-- Brief --
Retype, exactly as they stand, the lines from the start of the data to the line that contains "import React from 'react';", both ends included. Leave the pictures out.

## begin Collected data

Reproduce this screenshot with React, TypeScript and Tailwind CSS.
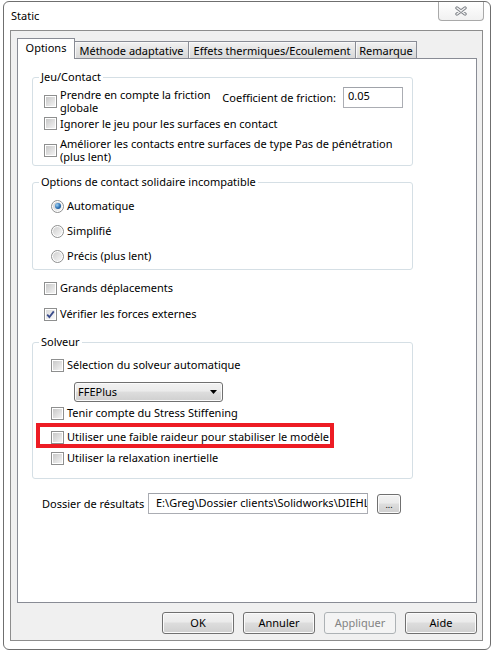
import React from 'react';

const CheckBox = ({ checked = false }: { checked?: boolean }) => (
  <span className="relative flex size-[13px] shrink-0 border border-[#8e8f8f] bg-white p-px">
    <span
      className={`size-full ${
        checked
          ? 'bg-[linear-gradient(135deg,#dcdcdc,#fafafa)]'
          : 'bg-[linear-gradient(135deg,#c8c8c8,#f3f3f3)]'
      }`}
    />
    {checked && (
      <svg className="absolute left-0 top-0" width="11" height="11" viewBox="0 0 11 11">
        <path d="M2.2 5.6 L4.4 8 L8.8 2.4" fill="none" stroke="#3b4d8c" strokeWidth="1.8" />
      </svg>
    )}
  </span>
);

const Radio = ({ checked = false }: { checked?: boolean }) => (
  <span className="flex size-[13px] shrink-0 rounded-full border border-[#8e8f8f] bg-white p-px">
    <span className="flex size-full items-center justify-center rounded-full bg-[linear-gradient(135deg,#cfcfcf,#f7f7f7)]">
      {checked && (
        <span className="size-[6px] rounded-full bg-[radial-gradient(circle_at_35%_35%,#9fd3f5,#2b6fb3_55%,#163f6e)]" />
      )}
    </span>
  </span>
);

const Group = ({
  title,
  className,
  inner,
  children,
}: {
  title: string;
  className: string;
  inner: string;
  children: React.ReactNode;
}) => (
  <fieldset className={`w-[381px] rounded-[3px] border border-[#d5dfe5] ${className}`}>
    <legend className="ml-[6px] px-[2px] leading-[14px]">{title}</legend>
    <div className={inner}>{children}</div>
  </fieldset>
);

const CheckRow = ({
  label,
  checked,
  className = '',
}: {
  label: string;
  checked?: boolean;
  className?: string;
}) => (
  <div className={`flex h-[16px] items-center gap-[3px] ${className}`}>
    <CheckBox checked={checked} />
    <span className="whitespace-nowrap leading-[14px]">{label}</span>
  </div>
);

const RadioRow = ({ label, checked, className = '' }: { label: string; checked?: boolean; className?: string }) => (
  <div className={`flex h-[16px] items-center gap-[3px] ${className}`}>
    <Radio checked={checked} />
    <span className="leading-[14px]">{label}</span>
  </div>
);

const Button = ({ label, disabled = false }: { label: string; disabled?: boolean }) => (
  <div
    className={`flex h-[22px] w-[72px] items-center justify-center rounded-[3px] border ${
      disabled
        ? 'border-[#adb2b5] bg-[#f4f4f4] text-[#838383]'
        : 'border-[#707070] bg-[linear-gradient(#f2f2f2_0%,#ebebeb_45%,#dddddd_50%,#cfcfcf_100%)] shadow-[inset_0_0_0_1px_#fbfbfb]'
    }`}
  >
    {label}
  </div>
);

export default function App() {
  return (
    <div className="h-[651px] w-[493px] bg-white pl-[3px] pt-[1px] font-['Noto_Sans',sans-serif] text-[11px] text-black">
      <div className="flex h-[649px] w-[488px] flex-col rounded-[6px] border border-[#6f6f6f] bg-white pb-[8px] pl-[6px] pr-[7px]">
        {/* title bar */}
        <div className="flex h-[28px] items-start">
          <span className="pl-px pt-[7px] leading-[14px]">Static</span>
          <div className="ml-auto mr-[-1px] flex h-[19px] w-[46px] items-center justify-center rounded-b-[4px] border border-t-0 border-[#a9a9a9] bg-[linear-gradient(#ffffff,#f1f1f1)]">
            <svg width="14" height="10" viewBox="0 0 14 10">
              <path d="M3 2 L11 8 M11 2 L3 8" stroke="#7d8187" strokeWidth="3.4" strokeLinecap="round" />
              <path d="M3 2 L11 8 M11 2 L3 8" stroke="#f4f4f4" strokeWidth="1.4" strokeLinecap="round" />
            </svg>
          </div>
        </div>

        {/* client area */}
        <div className="flex h-[611px] flex-col border border-[#8d8d8d] bg-[#f0f0f0] pl-[6px] pr-[5px] pt-[7px]">
          {/* tabs */}
          <div className="flex h-[20px] items-end">
            <div className="relative z-10 mb-[-1px] flex h-[21px] w-[58px] justify-center border border-b-0 border-[#898c95] bg-white pt-[2px] leading-[14px]">
              Options
            </div>
            {[
              ['Méthode adaptative', 'w-[115px] -ml-px'],
              ['Effets thermiques/Ecoulement', 'w-[168px] -ml-px'],
              ['Remarque', 'w-[62px] -ml-px'],
            ].map(([t, w]) => (
              <div
                key={t}
                className={`flex h-[17px] justify-center border border-b-0 border-[#898c95] bg-[linear-gradient(#f2f2f2,#e4e4e4_50%,#d8d8d8)] pt-[2px] leading-[14px] shadow-[inset_1px_1px_0_#f8f8f8] ${w}`}
              >
                {t}
              </div>
            ))}
          </div>

          {/* tab panel */}
          <div className="h-[545px] border border-[#898c95] bg-white pl-[14px]">
            <Group title="Jeu/Contact" className="mt-[11px]" inner="pb-[2px] pl-[11px] pr-[9px]">
              <div className="mt-[3px] flex items-start justify-between">
                <div className="mt-px flex items-center gap-[3px]">
                  <CheckBox />
                  <span className="leading-[13px]">
                    Prendre en compte la friction
                    <br />
                    globale
                  </span>
                </div>
                <div className="flex items-center gap-[7px]">
                  <span className="leading-[14px]">Coefficient de friction:</span>
                  <div className="h-[21px] w-[60px] border border-[#abadb3] border-t-[#a0a3aa] bg-white pl-[4px] pt-px leading-[14px]">
                    0.05
                  </div>
                </div>
              </div>
              <div className="mt-[3px] flex h-[13px] items-center gap-[3px]">
                <CheckBox />
                <span className="leading-[13px]">Ignorer le jeu pour les surfaces en contact</span>
              </div>
              <div className="mt-[7px] flex items-center gap-[3px]">
                <CheckBox />
                <span className="leading-[13px]">
                  Améliorer les contacts entre surfaces de type Pas de pénétration
                  <br />
                  (plus lent)
                </span>
              </div>
            </Group>

            <Group
              title="Options de contact solidaire incompatible"
              className="mt-[9px]"
              inner="pb-[5px] pl-[18px]"
            >
              <RadioRow label="Automatique" checked className="mt-[9px]" />
              <RadioRow label="Simplifié" className="mt-[9px]" />
              <RadioRow label="Précis (plus lent)" className="mt-[9px]" />
            </Group>

            <div className="pl-[12px]">
              <CheckRow label="Grands déplacements" className="mt-[10px]" />
              <CheckRow label="Vérifier les forces externes" checked className="mt-[10px]" />
            </div>

            <Group title="Solveur" className="mt-[13px]" inner="pb-[12px] pl-[18px]">
              <CheckRow label="Sélection du solveur automatique" className="mt-[8px]" />
              <div className="ml-[23px] mt-[9px] flex h-[20px] w-[149px] items-center justify-between rounded-[3px] border border-[#707070] bg-[linear-gradient(#f2f2f2_0%,#ebebeb_45%,#dddddd_50%,#cfcfcf_100%)] pl-[3px] pr-[5px] shadow-[inset_0_0_0_1px_#fbfbfb]">
                <span className="leading-[14px]">FFEPlus</span>
                <svg width="7" height="4" viewBox="0 0 7 4">
                  <path d="M0 0 H7 L3.5 4 Z" fill="#000" />
                </svg>
              </div>
              <CheckRow label="Tenir compte du Stress Stiffening" className="mt-[3px]" />
              <div className="relative mt-[8px] flex h-[16px] items-center gap-[3px]">
                <span className="pointer-events-none absolute -left-[15px] -top-[6px] h-[25px] w-[298px] border-4 border-[#ed1c24]" />
                <CheckBox />
                <span className="whitespace-nowrap leading-[14px]">
                  Utiliser une faible raideur pour stabiliser le modèle
                </span>
              </div>
              <CheckRow label="Utiliser la relaxation inertielle" className="mt-[5px]" />
            </Group>

            <div className="ml-[10px] mt-[14px] flex h-[21px] items-center">
              <span className="w-[106px] leading-[14px]">Dossier de résultats</span>
              <div className="h-[21px] w-[220px] overflow-hidden whitespace-nowrap border border-[#abadb3] border-t-[#a0a3aa] bg-white pl-[7px] pt-[2px] leading-[14px]">
                E:\Greg\Dossier clients\Solidworks\DIEHL\Projet
              </div>
              <div className="ml-[9px] flex h-[20px] w-[24px] items-end justify-center rounded-[3px] border border-[#707070] bg-[linear-gradient(#f2f2f2_0%,#ebebeb_45%,#dddddd_50%,#cfcfcf_100%)] pb-[3px] text-[9px] leading-[10px] shadow-[inset_0_0_0_1px_#fbfbfb]">
                ...
              </div>
            </div>
          </div>

          {/* dialog buttons */}
          <div className="mt-[9px] flex justify-end gap-[9px]">
            <Button label="OK" />
            <Button label="Annuler" />
            <Button label="Appliquer" disabled />
            <Button label="Aide" />
          </div>
        </div>
      </div>
    </div>
  );
}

## end Collected data

-- Response for this exercise --
Reproduce this screenshot with React, TypeScript and Tailwind CSS.
import React from 'react';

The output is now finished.